I instantly felt dread and my mood changed at a click of a finger, or more like click of an email. The news I was waiting for was partial and with a twist that would derail my plans upon my return. I was due to commence something in July and instead the email had a September date within it. I was pissed off, I felt annoyed, I felt flat and more so, I was disappointed. I had planned my return to the UK on 7th July based on this project, leaving the wonderful Thailand behind. September in the grand scheme of things is not a long way away but still, I was annoyed. I replied back asking if I still had to attend a meeting on the 15th July considering the commencement date has been pushed back to September. The reply was not what I wanted, at that time. I still had to attend so other things can be arranged and out in play, in line for September. My evening was ruined.
I couldn’t snap out of it; not that I tried. After half hour or so in my own head, I remembered the post from earlier, that I had posted. I thought maybe I should take my own advice. But then, based on experience, I knew shutting out my feelings would not help at that time and would probably come back and bite me in the ass. I wanted to ride the feelings and take them all in, not resisting, almost surrendering to my thoughts and the obstacle that I had just come across. Ultimately, I thought that’s all this is, an obstacle. I decided after an hour or so that I would take some time to myself that evening as I didn’t want to ruin my friends’ evening and that tomorrow (today, 2nd July) I will be good and just need to ride these emotions and have a debrief with myself. The situation was out of my control, the outcome was not going to change, my mission remained the same, just slightly later.

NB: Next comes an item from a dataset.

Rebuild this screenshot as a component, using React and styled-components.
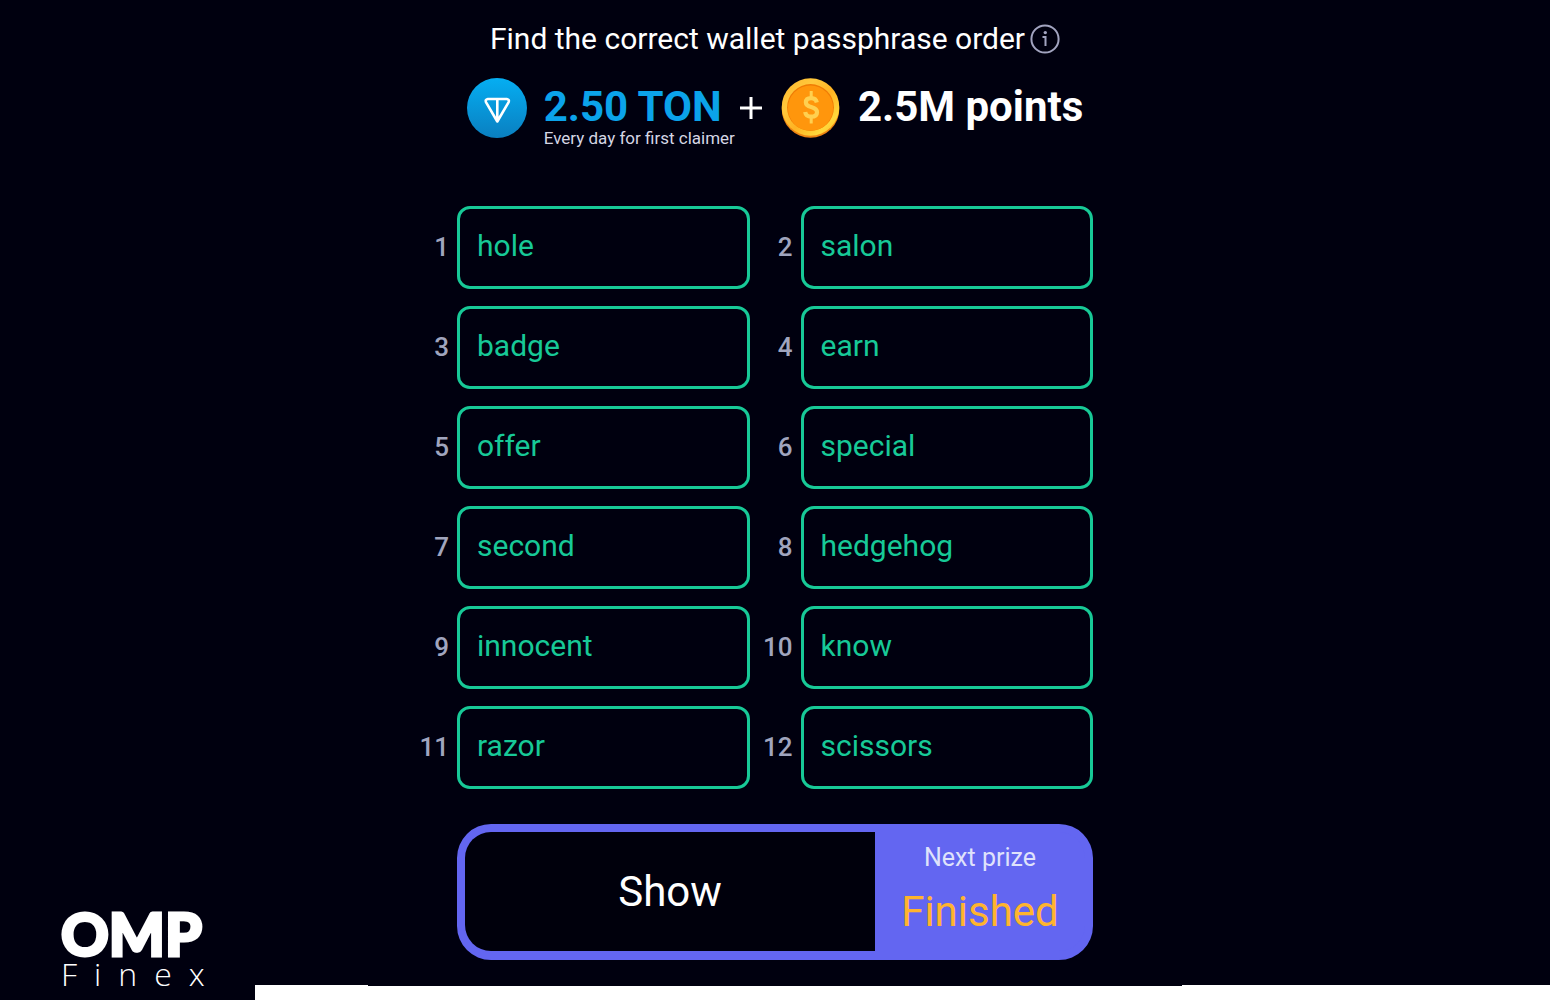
import React from 'react';
import styled, { createGlobalStyle } from 'styled-components';

const words = [
  'hole', 'salon',
  'badge', 'earn',
  'offer', 'special',
  'second', 'hedgehog',
  'innocent', 'know',
  'razor', 'scissors',
];

const GlobalStyle = createGlobalStyle`
  * {
    box-sizing: border-box;
  }
  body {
    margin: 0;
    background-color: #00000f;
    color: white;
    font-family: Roboto, sans-serif;
  }
`;

const Page = styled.div`
  display: grid;
  grid-template-columns: 1fr minmax(0, 720px) 1fr;
  grid-template-rows: 1fr auto;
  min-height: 100vh;
`;

const Main = styled.main`
  grid-column: 2;
  grid-row: 1;
  padding-top: 20px;
`;

const Title = styled.h1`
  display: flex;
  justify-content: center;
  align-items: center;
  gap: 5px;
  margin: 0;
  font-size: 30px;
  line-height: 38px;
  font-weight: 400;
`;

const InfoButton = styled.button`
  display: flex;
  padding: 0;
  border: none;
  background: none;
  color: #a2a4c0;
  cursor: pointer;
`;

const Prizes = styled.div`
  display: flex;
  justify-content: center;
  align-items: flex-start;
  margin-top: 20px;
  height: 128px;
  white-space: nowrap;
`;

const PrizeText = styled.div`
  padding-top: 4px;
  margin-left: ${props => props.gap}px;
`;

const Amount = styled.div`
  color: ${props => props.color};
  font-size: 42px;
  line-height: 50px;
  font-weight: 700;
`;

const Note = styled.div`
  color: #d5d6e4;
  font-size: 17px;
  line-height: 12px;
`;

const Plus = styled.svg`
  margin: 19px 18px 0 5px;
`;

const WordGrid = styled.ol`
  display: grid;
  grid-template-columns: repeat(2, minmax(0, 1fr));
  gap: 17px 9px;
  margin: 0;
  padding: 0 42px 0 0;
  list-style: none;
`;

const WordRow = styled.li`
  display: flex;
  align-items: center;
  gap: 8px;
`;

const WordNumber = styled.label`
  width: 34px;
  flex: none;
  padding-bottom: 2px;
  color: #a0a5be;
  font-size: 26px;
  font-weight: 500;
  text-align: right;
`;

const WordInput = styled.input`
  flex: 1;
  min-width: 0;
  height: 83px;
  padding: 0 17px 4px;
  border: 3px solid #17c997;
  border-radius: 13px;
  outline: none;
  background: transparent;
  color: #17c997;
  font-family: inherit;
  font-size: 30px;
`;

const ActionBar = styled.div`
  display: flex;
  height: 136px;
  margin: 35px 42px 0;
  border: solid #6366f1;
  border-width: 8px 8px 9px;
  border-radius: 34px;
  background-color: #6366f1;
`;

const ShowButton = styled.button`
  flex: 1;
  padding: 0;
  border: none;
  border-radius: 26px 0 0 26px;
  background-color: #00000c;
  color: white;
  font-family: inherit;
  font-size: 42px;
  cursor: pointer;
`;

const NextPrize = styled.div`
  width: 210px;
  text-align: center;
`;

const NextLabel = styled.div`
  margin-top: 10px;
  color: #dfe2fb;
  font-size: 25px;
  line-height: 32px;
`;

const NextStatus = styled.div`
  margin-top: 14px;
  color: #ffb42e;
  font-size: 42px;
  line-height: 48px;
`;

const Logo = styled.div`
  grid-column: 1;
  grid-row: 1 / 3;
  align-self: end;
  padding: 0 0 9px 61px;
`;

const LogoName = styled.div`
  font-family: Lato, sans-serif;
  font-size: 59px;
  font-weight: 900;
  line-height: 46px;
  -webkit-text-stroke: 3px white;
`;

const LogoSub = styled.div`
  font-family: "Open Sans", sans-serif;
  font-size: 32px;
  font-weight: 300;
  line-height: 34px;
  letter-spacing: 17px;
`;

const Strip = styled.footer`
  grid-column: 1 / 4;
  grid-row: 2;
  display: flex;
  align-items: flex-end;
  margin-left: 255px;
`;

const StripPart = styled.div`
  flex: ${props => props.flex};
  height: ${props => props.height}px;
  background-color: white;
`;

const InfoIcon = () => (
  <svg width="30" height="30" viewBox="0 0 30 30" fill="none" stroke="currentColor" strokeWidth="2">
    <circle cx="15" cy="15" r="13.6" />
    <path d="M12.5 13h3v9" />
    <circle cx="15.3" cy="8.6" r="1.7" fill="currentColor" stroke="none" />
  </svg>
);

const TonIcon = () => (
  <svg width="60" height="60" viewBox="0 0 60 60">
    <defs>
      <linearGradient id="ton" x1="0" y1="0" x2="0" y2="1">
        <stop offset="0" stopColor="#05aef2" />
        <stop offset="1" stopColor="#0a7fc0" />
      </linearGradient>
    </defs>
    <circle cx="30" cy="30" r="30" fill="url(#ton)" />
    <path
      d="M20.8 21h19q3 .5 1.7 3.4L30.3 43.5 19.1 24.4q-1.3-2.9 1.7-3.4zM30.3 21v21"
      fill="none"
      stroke="white"
      strokeWidth="2.6"
      strokeLinejoin="round"
    />
  </svg>
);

const CoinIcon = () => (
  <svg width="60" height="60" viewBox="0 0 60 60">
    <defs>
      <linearGradient id="rim" x1="0" y1="0" x2="1" y2="1">
        <stop offset="0" stopColor="#ffb52b" />
        <stop offset="0.3" stopColor="#ffc83c" />
        <stop offset="0.55" stopColor="#ffb322" />
        <stop offset="0.8" stopColor="#ffd83c" />
        <stop offset="1" stopColor="#ffb01c" />
      </linearGradient>
    </defs>
    <circle cx="30.5" cy="31" r="28.8" fill="#ee8412" />
    <circle cx="30.5" cy="29" r="28.8" fill="url(#rim)" />
    <circle cx="30.5" cy="29.5" r="23.4" fill="#f07c05" />
    <circle cx="30.5" cy="30.2" r="22.6" fill="#ff960c" />
    <path
      d="M36.8 24.5q-.8-4.3-5.6-4.3-5.3 0-5.3 4.3 0 3 5.3 4.5 5.8 1.6 5.8 5.2 0 4.5-5.8 4.5-5.3 0-6-4.7"
      fill="none"
      stroke="#ffd050"
      strokeWidth="4.2"
    />
    <path d="M31.2 13v7M31.2 39v6.5" stroke="#ffd050" strokeWidth="3" />
  </svg>
);

const App = () => (
  <Page>
    <GlobalStyle />
    <Main>
      <Title>
        Find the correct wallet passphrase order
        <InfoButton aria-label="Info"><InfoIcon /></InfoButton>
      </Title>
      <Prizes>
        <TonIcon />
        <PrizeText gap={17}>
          <Amount color="#0ba3ea">2.50 TON</Amount>
          <Note>Every day for first claimer</Note>
        </PrizeText>
        <Plus width="22" height="22" viewBox="0 0 22 22" stroke="white" strokeWidth="3">
          <path d="M11 0v22M0 11h22" />
        </Plus>
        <CoinIcon />
        <PrizeText gap={18}>
          <Amount color="white">2.5M points</Amount>
        </PrizeText>
      </Prizes>
      <WordGrid>
        {words.map((word, i) => (
          <WordRow key={word}>
            <WordNumber htmlFor={'word-' + i}>{i + 1}</WordNumber>
            <WordInput id={'word-' + i} defaultValue={word} />
          </WordRow>
        ))}
      </WordGrid>
      <ActionBar>
        <ShowButton>Show</ShowButton>
        <NextPrize>
          <NextLabel>Next prize</NextLabel>
          <NextStatus>Finished</NextStatus>
        </NextPrize>
      </ActionBar>
    </Main>
    <Logo>
      <LogoName>OMP</LogoName>
      <LogoSub>Finex</LogoSub>
    </Logo>
    <Strip>
      <StripPart flex="0 0 113px" height={15} />
      <StripPart flex="1" height={14} />
      <StripPart flex="0 0 368px" height={15} />
    </Strip>
  </Page>
);

export default App;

I accepted what was and made a promise to myself that I will allow me to feel the way i did tonight but tomorrow, we go again. Fair compromise, right? I read a book a few years ago which gave me these tips on controlling the chimp within (Chimp Paradox https://www.amazon.co.uk/Chimp-Paradox-Management-Programme-Confidence/dp/009193558X/ref=asc_df_009193558X?tag=bingshoppinga-21&linkCode=df0&hvadid=80470564181918&hvnetw=o&hvqmt=e&hvbmt=be&hvdev=c&hvlocint=&hvlocphy=&hvtargid=pla-4584070139060739&psc=1), I so used this technique yesterday and have done on many occasions. I wasn’t in a life or death situation last night, it was not mission critical, so I had the opportunity to ride the emotion. Now, granted, some situations would not allow such freedom and there have been many occasions where I have had to put my feelings aside and crack on with the task in hand. Yesterday was not that. It allowed me to digest what was and me to be rational thinking what can I now do with the time I have, upon my return. I now have many ideas and in reality, time is precious and I have some time that I can spend with family and friends and also to explore a little in the UK as well as get back out on the hills. If you’re in the UK, Midland’s area and want to meet for a coffee, reach out. I have time on my side 😊
There will be situations in your life which will dictate how you need to respond to an obstacle; they may be mission critical depending on your profession and environment or simply require you to act fast, accordingly and rationally. This doesn’t mean you box it up in your head and never return to it again (depending on the emotional attachment) as it will likely come back and bite you; but make that promise and decide you will deal with it at a later date, when the environment and time allows. I sometimes make appointments with myself. Strange I know but it helps. It gives my mind that peace of mind that things will be dealt with and to allow me to continue. I have had to put my emotions aside during times where family members have been ill, sometimes critically ill; or the environment meant if I didn’t act, someone would get hurt or even in a policing environment where I’ve had to put emotions aside during incidents where my rational mind was needed to see things rationally and not let the environment dictate how I responded to an incident where someone could get hurt.
So, the quick take away today; If the time and situation allow you to ride the feelings and emotions, just do it. Allow yourself to digest it and even come up with plans on your next step. Don’t always push it aside and let it fester, or find a distraction. I mention time and situation because it is important; as mentioned above, it may be mission critical for you to push your feelings aside, and if so, do just that for the betterment of the mission. Just remember, to deal with your feelings at some point though.
If you’re wanting some help navigating obstacles, join a 3 month mentorship which will no doubt, elevate your ability to navigate through obstacles and give you a kick start TYNS mentoring package. The work doesn’t stop there though, it’s own to you to continue what you learn.
Final take away – we always have outcomes, some are not what we want but ultimately, there is always an outcome. If the one that arrives is not what you want, go again, work towards the outcome you want, until you get it.